Unemployment and divorce may majorly be reflective of personal issues but the societal factor in the situations should also be accounted for. Cultures have contributed to unemployment in terms of social stratification marked by classes. The conflict theory believes that “even in a relatively open society…parents’ social class determines children’s access to certain educational, occupational, and residential opportunities,” (Newman 64). With this type of upbringing, a child is constrained to act according to the social class cultured by the parents during their development. Therefore, once the child is offered a certain type of job that falls short of their class expectations they would automatically turn down the offer. The result would be unemployment as precedented by societal influence. Division in term of gender also occurs in the society with some jobs being identified with females whereas others are termed as male jobs. A male would therefore refuse a ‘female job’ despite their capabilities and remuneration in a bid to protect their societal identity (Newman 94).

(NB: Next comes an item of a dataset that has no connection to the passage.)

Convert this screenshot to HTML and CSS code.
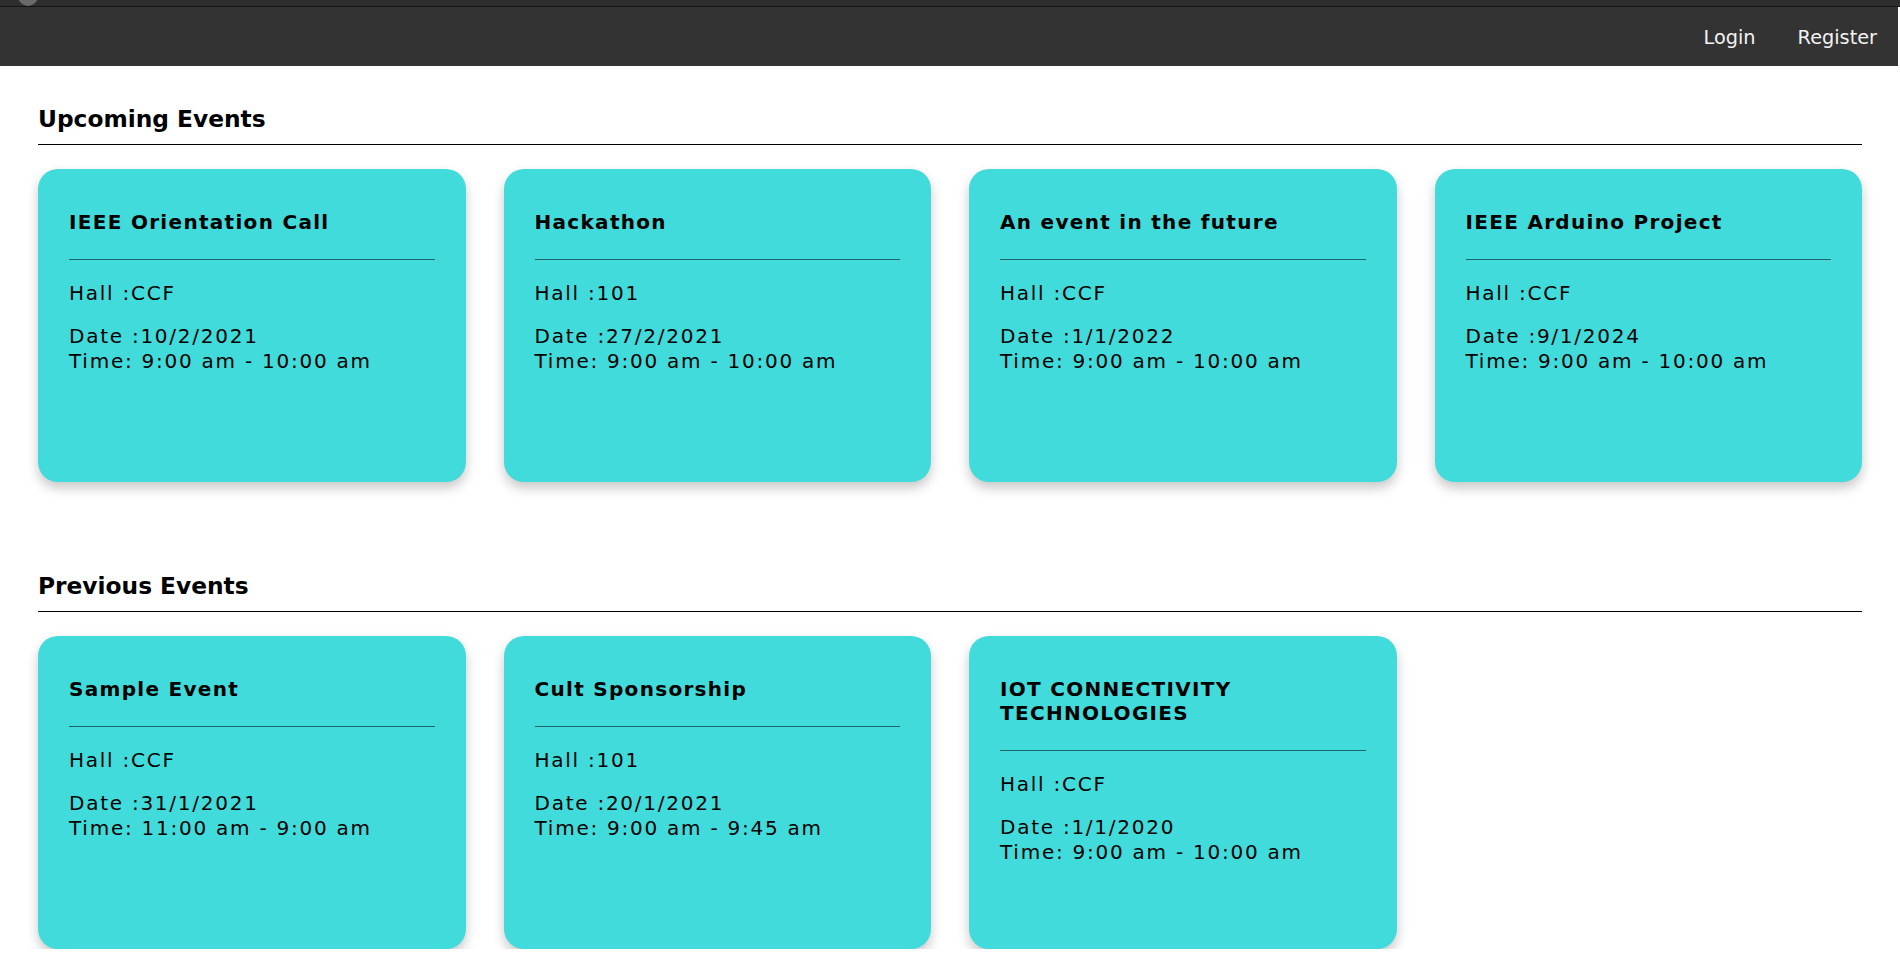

Ethnicity also reflects in cases of unemployment especially in the earlier periods when jobs were accorded in terms of racial color, which are the whites and the blacks. Divorce has also undergone considerable cultural influence as discussed by the normalization process (Newman 95). In past periods, the aspect of divorce had been treated with much contempt and always kept hidden due to its unacceptability in the society. However, with societal transformation, the issue of divorce has become tolerable and this has led to the escalation of the practice. Additionally, the level of one’s economic welfare determines the probability that such an individual would have towards divorce. In the developing nations, divorce is minimal owed to the view that the cost of separating mutual belonging tends to be high and acts as a natural inhibitor towards the same. On the contrary, in the developed nations marked by individual affluence, this is highly affordable and divorce thereby tends to be quite affordable.
Newman, David. Sociology: Exploring the Architecture of Everyday Life. Teller Road: Pine Forge Press, 2010. Print.